• Pages as source code:
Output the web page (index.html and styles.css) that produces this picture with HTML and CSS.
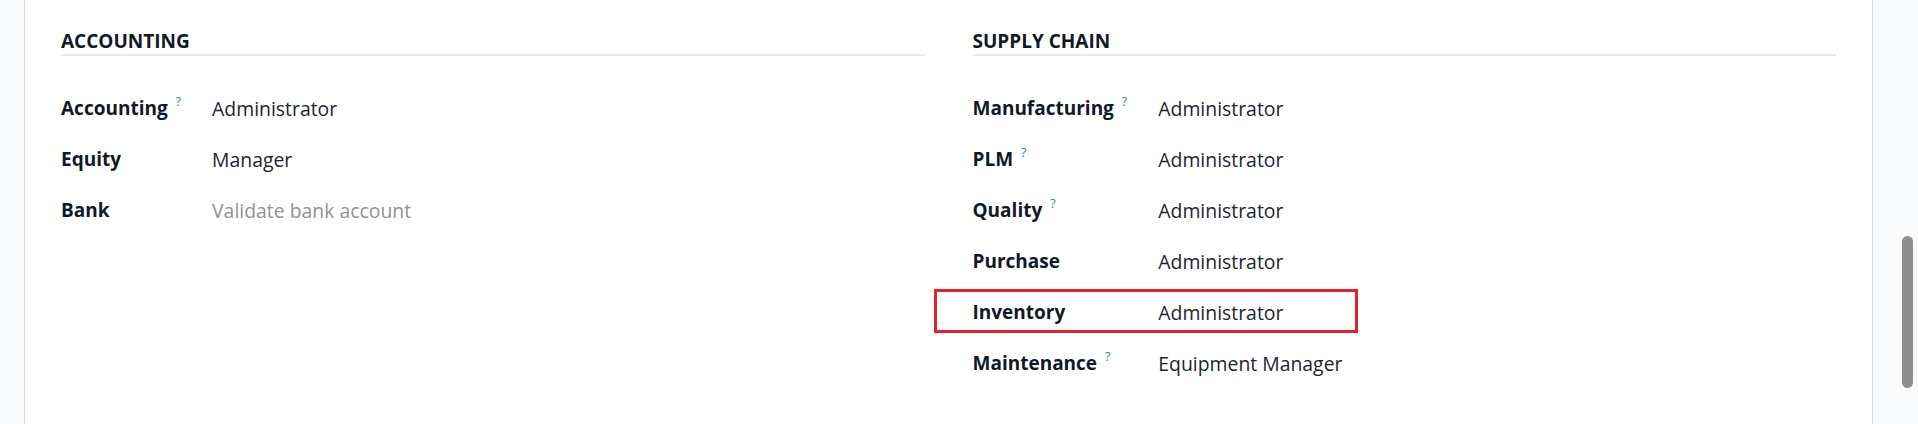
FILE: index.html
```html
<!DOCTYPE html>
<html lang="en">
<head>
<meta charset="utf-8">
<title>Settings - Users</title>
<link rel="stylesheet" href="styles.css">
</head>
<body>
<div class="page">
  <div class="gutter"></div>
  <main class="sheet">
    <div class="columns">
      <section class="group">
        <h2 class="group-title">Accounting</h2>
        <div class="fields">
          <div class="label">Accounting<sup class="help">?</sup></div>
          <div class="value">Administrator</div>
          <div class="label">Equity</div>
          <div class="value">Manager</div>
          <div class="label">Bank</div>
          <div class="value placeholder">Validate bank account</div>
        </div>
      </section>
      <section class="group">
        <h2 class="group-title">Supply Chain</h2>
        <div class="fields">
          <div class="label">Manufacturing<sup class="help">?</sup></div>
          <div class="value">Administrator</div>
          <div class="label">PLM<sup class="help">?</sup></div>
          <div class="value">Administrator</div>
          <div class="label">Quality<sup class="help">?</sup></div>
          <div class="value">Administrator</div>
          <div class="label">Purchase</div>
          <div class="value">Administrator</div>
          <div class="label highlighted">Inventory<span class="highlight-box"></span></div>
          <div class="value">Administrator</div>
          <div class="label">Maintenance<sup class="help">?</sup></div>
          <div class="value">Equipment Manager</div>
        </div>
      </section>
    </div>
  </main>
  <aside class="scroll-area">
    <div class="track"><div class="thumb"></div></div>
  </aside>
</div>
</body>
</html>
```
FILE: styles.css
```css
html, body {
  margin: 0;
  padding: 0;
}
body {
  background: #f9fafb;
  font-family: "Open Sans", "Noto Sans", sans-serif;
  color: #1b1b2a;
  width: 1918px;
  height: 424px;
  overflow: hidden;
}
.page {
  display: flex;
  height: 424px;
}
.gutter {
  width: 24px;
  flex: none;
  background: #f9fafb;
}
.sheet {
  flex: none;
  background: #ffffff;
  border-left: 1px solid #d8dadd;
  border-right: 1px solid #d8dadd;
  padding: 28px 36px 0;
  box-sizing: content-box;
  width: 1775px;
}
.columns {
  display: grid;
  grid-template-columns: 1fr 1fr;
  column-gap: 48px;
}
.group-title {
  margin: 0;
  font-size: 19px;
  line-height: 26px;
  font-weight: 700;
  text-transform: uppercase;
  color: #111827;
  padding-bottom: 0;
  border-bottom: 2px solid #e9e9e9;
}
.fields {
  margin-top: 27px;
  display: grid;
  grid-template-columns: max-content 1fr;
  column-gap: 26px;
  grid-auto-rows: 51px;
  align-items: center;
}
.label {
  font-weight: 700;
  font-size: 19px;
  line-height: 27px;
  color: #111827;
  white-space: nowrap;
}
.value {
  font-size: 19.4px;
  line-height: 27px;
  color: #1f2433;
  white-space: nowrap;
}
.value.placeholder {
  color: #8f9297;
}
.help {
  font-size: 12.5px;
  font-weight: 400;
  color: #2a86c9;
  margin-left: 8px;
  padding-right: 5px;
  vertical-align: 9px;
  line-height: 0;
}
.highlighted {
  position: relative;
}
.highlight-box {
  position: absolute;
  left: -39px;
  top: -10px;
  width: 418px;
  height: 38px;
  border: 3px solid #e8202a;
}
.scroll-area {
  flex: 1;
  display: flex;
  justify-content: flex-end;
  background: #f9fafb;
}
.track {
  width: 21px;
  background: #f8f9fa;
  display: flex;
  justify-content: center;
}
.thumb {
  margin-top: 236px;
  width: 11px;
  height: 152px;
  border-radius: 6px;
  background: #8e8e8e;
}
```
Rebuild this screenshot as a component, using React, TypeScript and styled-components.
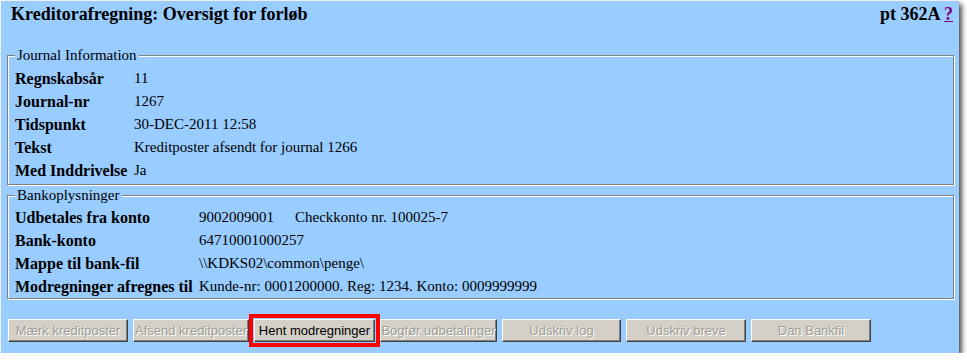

• What you should do:
In the records above, find the lines containing "index" and copy them.

• Final result:
Output the web page (index.html and styles.css) that produces this picture with HTML and CSS.
FILE: index.html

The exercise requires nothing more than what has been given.